Have the debtors established a suitable case for the setting aside of the said bankruptcy notices?  I do not think so.  The debtors have not established a valid counter-claim, set-off or cross demand that would entitle this court to set aside the said bankruptcy notices.  I find and hold that, the debtors, having failed in their counter-claim in the suit in which the decree that is sought to be enforced by the creditor in these bankruptcy proceedings arose from, they cannot resist the bankruptcy notices by lodging a claim against a company which has no connection whatsoever with the creditor.  In any event, I agree with the submissions made by the counsel for the creditor that a claim pending in court cannot, in most cases, constitute a valid counter-claim, set-off or cross demand that can result in the setting aside of a bankruptcy notice.

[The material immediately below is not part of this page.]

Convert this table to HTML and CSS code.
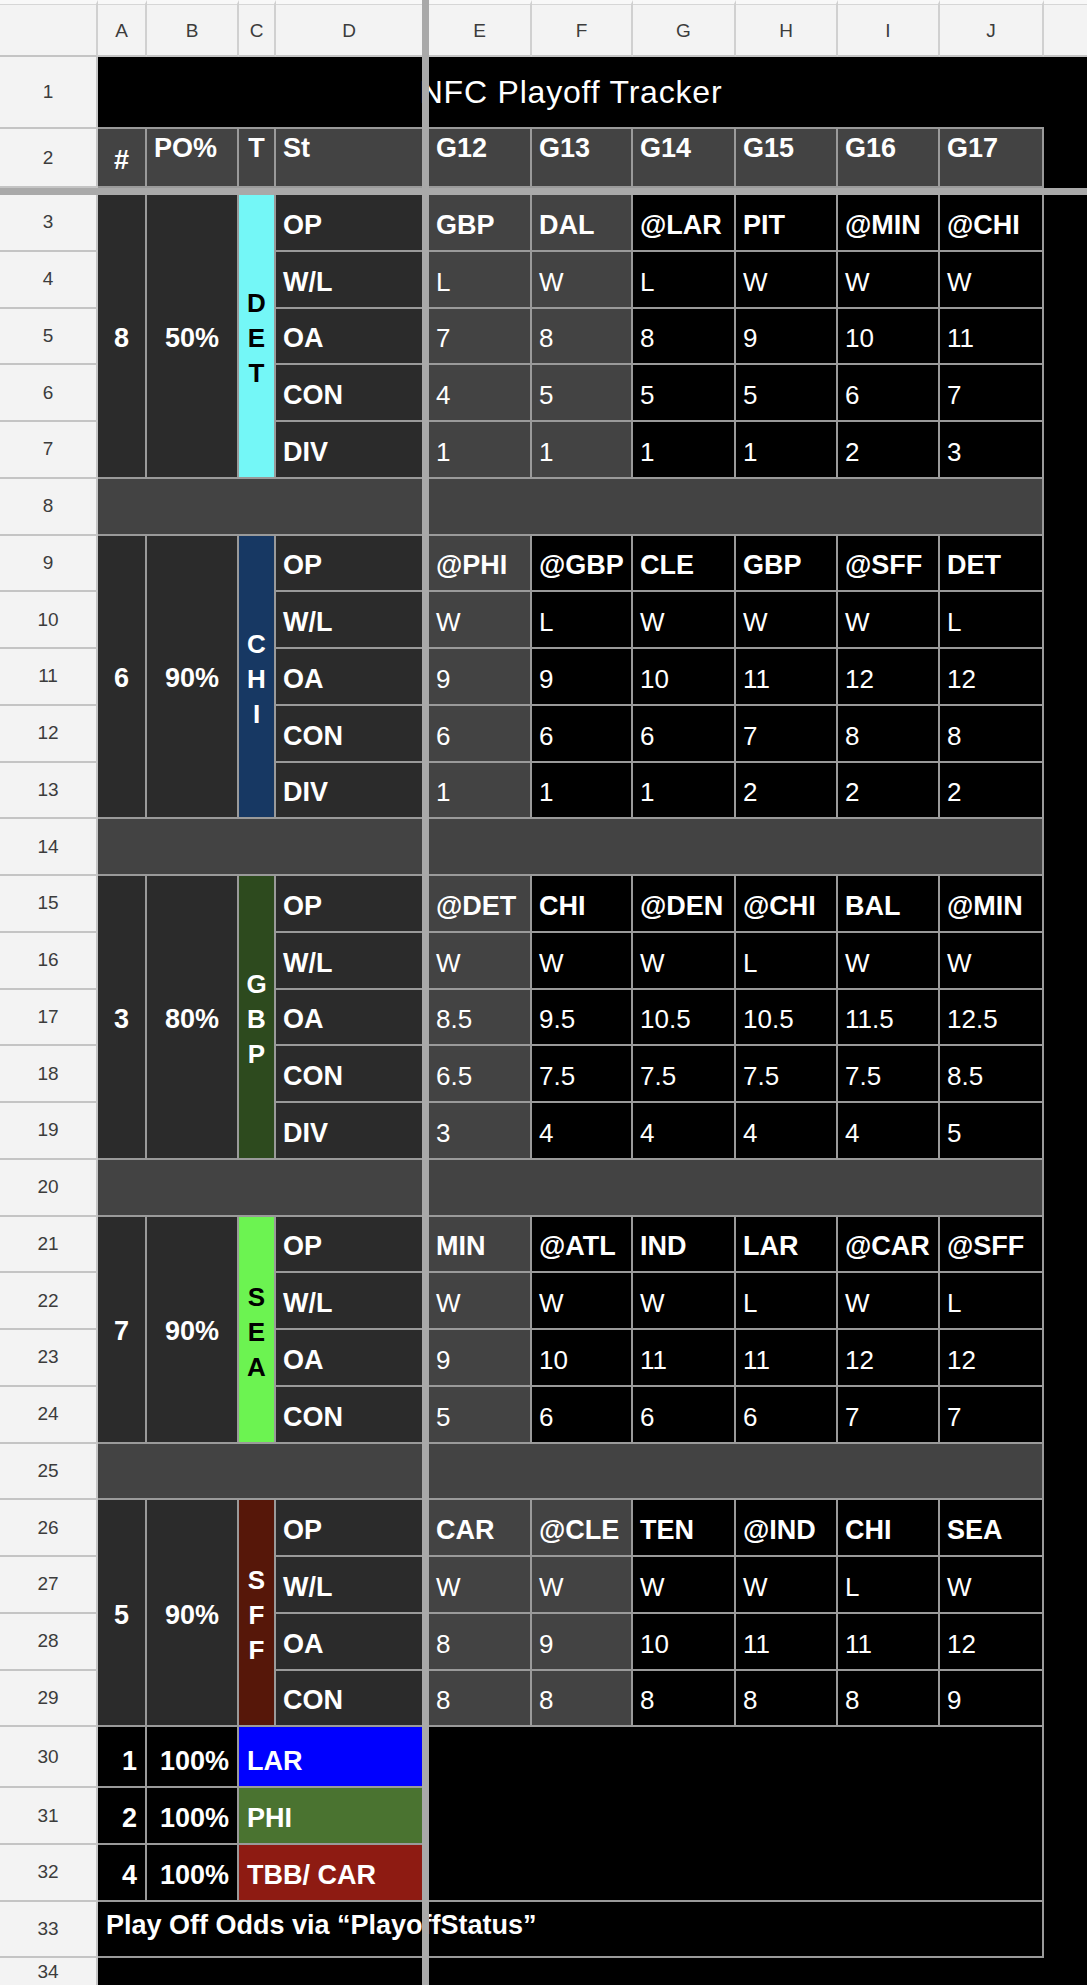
FILE: index.html
```html
<!DOCTYPE html>
<html lang="en">
<head>
<meta charset="utf-8">
<title>NFC Playoff Tracker</title>
<link rel="stylesheet" href="styles.css">
</head>
<body>
<div class="sheet">
  <div class="vbar"></div>
  <div class="hbar"></div>
  <div class="kcol ktop"></div>
  <div class="kcol kbot"></div>
  <div class="title">NFC Playoff Tracker</div>
  <div class="c b note">Play Off Odds via “PlayoffStatus”</div>

  <!-- column headers -->
  <div class="ch"></div>
  <div class="ch">A</div>
  <div class="ch">B</div>
  <div class="ch">C</div>
  <div class="ch edge">D</div>
  <div class="ch">E</div>
  <div class="ch">F</div>
  <div class="ch">G</div>
  <div class="ch">H</div>
  <div class="ch">I</div>
  <div class="ch">J</div>
  <div class="ch edge"></div>

  <div class="rh">1</div>

  <div class="rh">2</div>
  <div class="c b hd hash">#</div>
  <div class="c b hd">PO%</div>
  <div class="c b hd ctr">T</div>
  <div class="c b hd edge">St</div>
  <div class="c b hd">G12</div>
  <div class="c b hd">G13</div>
  <div class="c b hd">G14</div>
  <div class="c b hd">G15</div>
  <div class="c b hd">G16</div>
  <div class="c b hd">G17</div>

  <!-- DET -->
  <div class="rh">3</div>
  <div class="c b dk s5 mid">8</div>
  <div class="c b dk s5 mid">50%</div>
  <div class="c team s5 det"><span>D</span><span>E</span><span>T</span></div>
  <div class="c b dk edge">OP</div>
  <div class="c b g">GBP</div><div class="c b g">DAL</div><div class="c b">@LAR</div><div class="c b">PIT</div><div class="c b">@MIN</div><div class="c b">@CHI</div>
  <div class="rh">4</div>
  <div class="c b dk edge">W/L</div>
  <div class="c g">L</div><div class="c g">W</div><div class="c">L</div><div class="c">W</div><div class="c">W</div><div class="c">W</div>
  <div class="rh">5</div>
  <div class="c b dk edge">OA</div>
  <div class="c g">7</div><div class="c g">8</div><div class="c">8</div><div class="c">9</div><div class="c">10</div><div class="c">11</div>
  <div class="rh">6</div>
  <div class="c b dk edge">CON</div>
  <div class="c g">4</div><div class="c g">5</div><div class="c">5</div><div class="c">5</div><div class="c">6</div><div class="c">7</div>
  <div class="rh">7</div>
  <div class="c b dk edge">DIV</div>
  <div class="c g">1</div><div class="c g">1</div><div class="c">1</div><div class="c">1</div><div class="c">2</div><div class="c">3</div>

  <div class="rh">8</div>
  <div class="c sepl"></div>
  <div class="c sepr"></div>

  <!-- CHI -->
  <div class="rh">9</div>
  <div class="c b dk s5 mid">6</div>
  <div class="c b dk s5 mid">90%</div>
  <div class="c team s5 chi"><span>C</span><span>H</span><span>I</span></div>
  <div class="c b dk edge">OP</div>
  <div class="c b g">@PHI</div><div class="c b">@GBP</div><div class="c b">CLE</div><div class="c b">GBP</div><div class="c b">@SFF</div><div class="c b">DET</div>
  <div class="rh">10</div>
  <div class="c b dk edge">W/L</div>
  <div class="c g">W</div><div class="c">L</div><div class="c">W</div><div class="c">W</div><div class="c">W</div><div class="c">L</div>
  <div class="rh">11</div>
  <div class="c b dk edge">OA</div>
  <div class="c g">9</div><div class="c">9</div><div class="c">10</div><div class="c">11</div><div class="c">12</div><div class="c">12</div>
  <div class="rh">12</div>
  <div class="c b dk edge">CON</div>
  <div class="c g">6</div><div class="c">6</div><div class="c">6</div><div class="c">7</div><div class="c">8</div><div class="c">8</div>
  <div class="rh">13</div>
  <div class="c b dk edge">DIV</div>
  <div class="c g">1</div><div class="c">1</div><div class="c">1</div><div class="c">2</div><div class="c">2</div><div class="c">2</div>

  <div class="rh">14</div>
  <div class="c sepl"></div>
  <div class="c sepr"></div>

  <!-- GBP -->
  <div class="rh">15</div>
  <div class="c b dk s5 mid">3</div>
  <div class="c b dk s5 mid">80%</div>
  <div class="c team s5 gbp"><span>G</span><span>B</span><span>P</span></div>
  <div class="c b dk edge">OP</div>
  <div class="c b g">@DET</div><div class="c b">CHI</div><div class="c b">@DEN</div><div class="c b">@CHI</div><div class="c b">BAL</div><div class="c b">@MIN</div>
  <div class="rh">16</div>
  <div class="c b dk edge">W/L</div>
  <div class="c g">W</div><div class="c">W</div><div class="c">W</div><div class="c">L</div><div class="c">W</div><div class="c">W</div>
  <div class="rh">17</div>
  <div class="c b dk edge">OA</div>
  <div class="c g">8.5</div><div class="c">9.5</div><div class="c">10.5</div><div class="c">10.5</div><div class="c">11.5</div><div class="c">12.5</div>
  <div class="rh">18</div>
  <div class="c b dk edge">CON</div>
  <div class="c g">6.5</div><div class="c">7.5</div><div class="c">7.5</div><div class="c">7.5</div><div class="c">7.5</div><div class="c">8.5</div>
  <div class="rh">19</div>
  <div class="c b dk edge">DIV</div>
  <div class="c g">3</div><div class="c">4</div><div class="c">4</div><div class="c">4</div><div class="c">4</div><div class="c">5</div>

  <div class="rh">20</div>
  <div class="c sepl"></div>
  <div class="c sepr"></div>

  <!-- SEA -->
  <div class="rh">21</div>
  <div class="c b dk s4 mid">7</div>
  <div class="c b dk s4 mid">90%</div>
  <div class="c team s4 sea"><span>S</span><span>E</span><span>A</span></div>
  <div class="c b dk edge">OP</div>
  <div class="c b g">MIN</div><div class="c b">@ATL</div><div class="c b">IND</div><div class="c b">LAR</div><div class="c b">@CAR</div><div class="c b">@SFF</div>
  <div class="rh">22</div>
  <div class="c b dk edge">W/L</div>
  <div class="c g">W</div><div class="c">W</div><div class="c">W</div><div class="c">L</div><div class="c">W</div><div class="c">L</div>
  <div class="rh">23</div>
  <div class="c b dk edge">OA</div>
  <div class="c g">9</div><div class="c">10</div><div class="c">11</div><div class="c">11</div><div class="c">12</div><div class="c">12</div>
  <div class="rh">24</div>
  <div class="c b dk edge">CON</div>
  <div class="c g">5</div><div class="c">6</div><div class="c">6</div><div class="c">6</div><div class="c">7</div><div class="c">7</div>

  <div class="rh">25</div>
  <div class="c sepl"></div>
  <div class="c sepr"></div>

  <!-- SFF -->
  <div class="rh">26</div>
  <div class="c b dk s4 mid">5</div>
  <div class="c b dk s4 mid">90%</div>
  <div class="c team s4 sff"><span>S</span><span>F</span><span>F</span></div>
  <div class="c b dk edge">OP</div>
  <div class="c b g">CAR</div><div class="c b g">@CLE</div><div class="c b">TEN</div><div class="c b">@IND</div><div class="c b">CHI</div><div class="c b">SEA</div>
  <div class="rh">27</div>
  <div class="c b dk edge">W/L</div>
  <div class="c g">W</div><div class="c g">W</div><div class="c">W</div><div class="c">W</div><div class="c">L</div><div class="c">W</div>
  <div class="rh">28</div>
  <div class="c b dk edge">OA</div>
  <div class="c g">8</div><div class="c g">9</div><div class="c">10</div><div class="c">11</div><div class="c">11</div><div class="c">12</div>
  <div class="rh">29</div>
  <div class="c b dk edge">CON</div>
  <div class="c g">8</div><div class="c g">8</div><div class="c">8</div><div class="c">8</div><div class="c">8</div><div class="c">9</div>

  <!-- seeds -->
  <div class="rh">30</div>
  <div class="c b r">1</div>
  <div class="c b r">100%</div>
  <div class="c b cd lar edge">LAR</div>
  <div class="c ej"></div>
  <div class="rh">31</div>
  <div class="c b r">2</div>
  <div class="c b r">100%</div>
  <div class="c b cd phi edge">PHI</div>
  <div class="rh">32</div>
  <div class="c b r">4</div>
  <div class="c b r">100%</div>
  <div class="c b cd tbb edge">TBB/ CAR</div>

  <div class="rh">33</div>
  <div class="rh last">34</div>
</div>
</body>
</html>
```

FILE: styles.css
```css
* {
  box-sizing: border-box;
}

html, body {
  margin: 0;
  padding: 0;
  background: #000;
}

.sheet {
  display: grid;
  width: 1087px;
  height: 1985px;
  overflow: hidden;
  background: #000;
  grid-template-columns: 98px 49px 92px 37px 146px 7px 103px 101px 103px 102px 102px 104px 43px;
  grid-template-rows: 57px 72px 59px 7px repeat(27, 56.75px) 61px repeat(3, 56.7px) 1fr;
  font-family: "Liberation Sans", Arial, Helvetica, sans-serif;
}

/* frozen pane dividers */
.vbar {
  grid-column: 6;
  grid-row: 1 / -1;
  background: #a9a9a9;
  z-index: 2;
}

.hbar {
  grid-column: 1 / -1;
  grid-row: 4;
  background: #a9a9a9;
  z-index: 2;
}

.kcol {
  grid-column: 13;
  background: #000;
}

.ktop {
  grid-row: 2 / 4;
}

.kbot {
  grid-row: 5 / -1;
}

/* column and row headers */
.ch {
  display: flex;
  align-items: center;
  justify-content: center;
  padding-top: 2px;
  background: #f3f3f3;
  color: #3c3c3c;
  font-size: 19px;
  border-top: 4px solid #f8f8f8;
  border-right: 2px solid #d0d0d0;
  border-bottom: 2px solid #c4c4c4;
  box-shadow: inset 0 1px 0 #d6d6d6;
}

.ch.edge {
  border-right: 0;
}

.rh {
  display: flex;
  align-items: center;
  justify-content: center;
  background: #f3f3f3;
  color: #3c3c3c;
  font-size: 19px;
  border-right: 2px solid #c4c4c4;
  border-bottom: 2px solid #c4c4c4;
}

.rh.last {
  align-items: flex-start;
  padding-top: 3px;
  border-bottom: 0;
  line-height: 22px;
}

/* title row */
.title {
  grid-column: 2 / 13;
  grid-row: 2;
  display: flex;
  align-items: center;
  justify-content: center;
  padding-top: 1px;
  color: #fff;
  font-size: 32px;
  letter-spacing: 0.8px;
  border-bottom: 2px solid #9a9a9a;
  white-space: nowrap;
}

/* generic cell */
.c {
  display: flex;
  align-items: flex-end;
  padding: 0 2px 10px 7px;
  background: #000;
  color: #fff;
  font-size: 26px;
  line-height: 30px;
  white-space: nowrap;
  border-right: 2px solid #9a9a9a;
  border-bottom: 2px solid #9a9a9a;
}

.b {
  font-weight: 700;
  font-size: 27px;
}

.dk {
  background: #2b2b2b;
}

.g {
  background: #434343;
}

.edge {
  border-right: 0;
}

.hd {
  align-items: flex-start;
  padding-top: 4px;
  padding-bottom: 0;
  background: #434343;
}

.hd.hash {
  align-items: center;
  justify-content: center;
  padding: 5px 0 0;
}

.hd.ctr {
  justify-content: center;
  padding-left: 0;
  padding-right: 0;
}

.s5 {
  grid-row: span 5;
}

.s4 {
  grid-row: span 4;
}

.mid {
  align-items: center;
  justify-content: center;
  padding: 4px 0 0;
}

/* vertical team label */
.team {
  flex-direction: column;
  align-items: center;
  justify-content: center;
  padding: 6px 0 0;
  font-weight: 700;
  font-size: 26px;
  line-height: 35px;
}

.team span {
  display: block;
}

.det {
  background: #74f7f7;
  color: #000;
}

.chi {
  background: #173863;
  color: #fff;
}

.gbp {
  background: #2d4a1e;
  color: #fff;
}

.sea {
  background: #6cf351;
  color: #000;
}

.sff {
  background: #561709;
  color: #fff;
}

/* separator rows */
.sepl {
  grid-column: span 4;
  background: #434343;
  border-right: 0;
}

.sepr {
  grid-column: span 6;
  background: #434343;
}

/* seed rows */
.r {
  justify-content: flex-end;
  padding-right: 8px;
  padding-left: 0;
}

.cd {
  grid-column: span 2;
  padding-left: 8px;
}

.lar {
  background: #0000ff;
}

.phi {
  background: #4a7330;
}

.tbb {
  background: #8e1b12;
}

.ej {
  grid-column: span 6;
  grid-row: span 3;
}

.note {
  grid-column: 2 / 13;
  grid-row: 35;
  align-items: flex-start;
  padding-top: 8px;
  padding-left: 8px;
}
```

In the premises therefore, I hold that the debtors have failed to persuade this court that they have a counter-claim, set-off or cross demand that is capable of being enforced by this court.  Their application to set aside the bankruptcy notices are hereby dismissed with costs to the creditor.  The creditor shall be at liberty to proceed with the bankruptcy proceedings against the debtors.

It is so ordered.

DATEDat NAIROBIthis27THday ofMAY 2009.